Bus Interface Unit 
ARM DDI0198D Copyright © 2001-2003 ARM Limited. All rights reserved. 6-3
6.2 Supported AHB transfers
The ARM926EJ-S processor supports a subset of AHB transfers. The permitted AHB 
transfers are described in:
• Memory map
• Transfer size
• Mapping of level one and level two (AHB) attributes on page 6-5
• Byte and halfword accesses on page 6-6
• AHB system considerations on page 6-6
• AHB clocking on page 6-10.
6.2.1 Memory map
The ARM926EJ-S processor is a cached processor with two AHB interfaces. It is a key 
system design issue that the D side must be able to access the same memory as the I 
side, with the same memory map.

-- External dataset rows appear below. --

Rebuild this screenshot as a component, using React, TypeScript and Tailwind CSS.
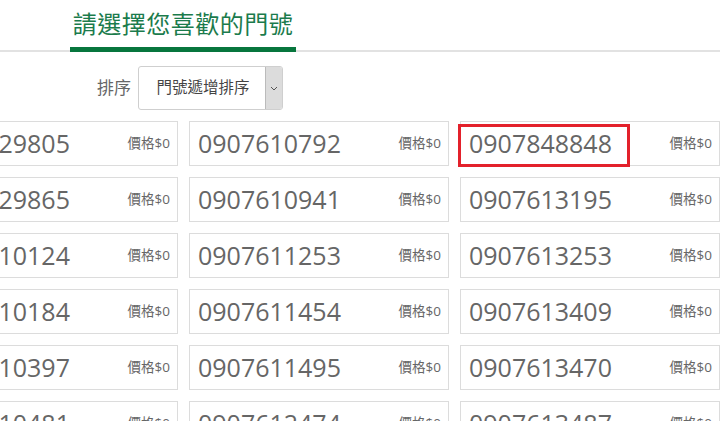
const numbers: [string, string, string][] = [
  ["0907629805", "0907610792", "0907848848"],
  ["0907629865", "0907610941", "0907613195"],
  ["0907610124", "0907611253", "0907613253"],
  ["0907610184", "0907611454", "0907613409"],
  ["0907610397", "0907611495", "0907613470"],
  ["0907610481", "0907612474", "0907613487"],
];

const font = { fontFamily: '"Open Sans", "Noto Sans CJK TC", sans-serif' };

function NumberCard({ num, marked }: { num: string; marked?: boolean }) {
  return (
    <div className="relative flex h-[45px] items-center justify-between border border-[#dcdcdc] bg-white pl-[8px] pr-[7px]">
      <span className="text-[25px] leading-none text-[#666]">{num}</span>
      <span className="text-[13.5px] text-[#666]">價格$0</span>
      {/* red annotation box */}
      {marked && (
        <div className="absolute left-[-3px] top-[2px] h-[43px] w-[172px] border-[3px] border-[#e3212b]" />
      )}
    </div>
  );
}

export default function App() {
  return (
    <div
      className="h-[421px] w-[720px] overflow-hidden bg-white"
      style={{ fontFamily: '"Open Sans", "Noto Sans CJK TC", sans-serif' }}
    >
      {/* TITLE */}
      <div className="border-b-2 border-[#e2e2e2]">
        <div className="ml-[70px] w-[226px] pt-[8px]">
          <h1 className="pb-[8px] text-center text-[24px] leading-[31px] tracking-[0.5px] text-[#1b7b4c]">
            請選擇您喜歡的門號
          </h1>
          <div className="-mb-[2px] h-[5px] bg-[#07763d]" />
        </div>
      </div>

      {/* SORT */}
      <div className="mt-[14px] flex items-center pl-[97px]">
        <span className="mr-[7px] text-[17px] text-[#666]">排序</span>
        <div className="flex h-[44px] w-[145px] overflow-hidden rounded-[3px] border border-[#cfcfcf]">
          <div className="flex flex-1 items-center justify-center pl-[2px] text-[15.5px] text-[#444]">門號遞增排序</div>
          <div className="flex w-[17px] items-center justify-center border-l border-[#bbb] bg-[#dcdcdc]">
            <svg width="8" height="5" viewBox="0 0 8 5" fill="none">
              <path d="M1 1l3 3 3-3" stroke="#555" strokeWidth="1" />
            </svg>
          </div>
        </div>
      </div>

      {/* NUMBERS */}
      <div className="ml-[-82px] mt-[11px] grid grid-cols-[260px_260px_260px] gap-[11px]" style={font}>
        {numbers.map((row, r) =>
          row.map((n, c) => <NumberCard key={`${r}-${c}`} num={n} marked={r === 0 && c === 2} />)
        )}
      </div>
    </div>
  );
}
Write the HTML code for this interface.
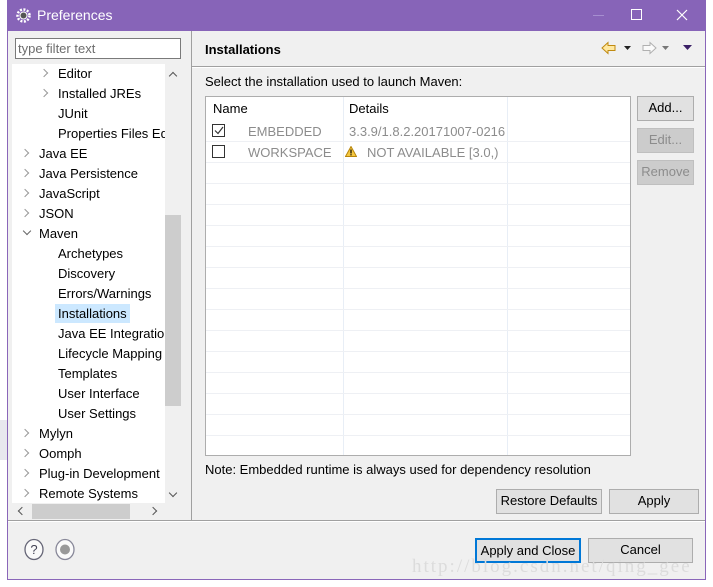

This is required not only to load code, but to enable 
access to PC-relative literal pools, and for SWI and emulated instruction handlers to 
work. 
Note
 This is unlike some Harvard arrangements whereby the I-bus can be connected to the 
ROM and the D-bus only connected to RAM/peripherals.
6.2.2 Transfer size
The ARM926EJ-S processor performs all AHB accesses as single word, bursts of four 
words, or bursts of eight words. Any ARM9EJ-S core requests that are not 1, 4, or 8 
words in size are split into packets of these sizes. For example, an STM of 12 words is 
performed on the AHB as a burst of 8 followed by a burst of 4. If a burst is interrupted 
because of either a Split or Retry response, or by removal of HGRANT, then the burst 
is completed as single transfers. Consequently the ARM926EJ-S processor only uses a 
subset of the possible HBURST and HSIZE encodings.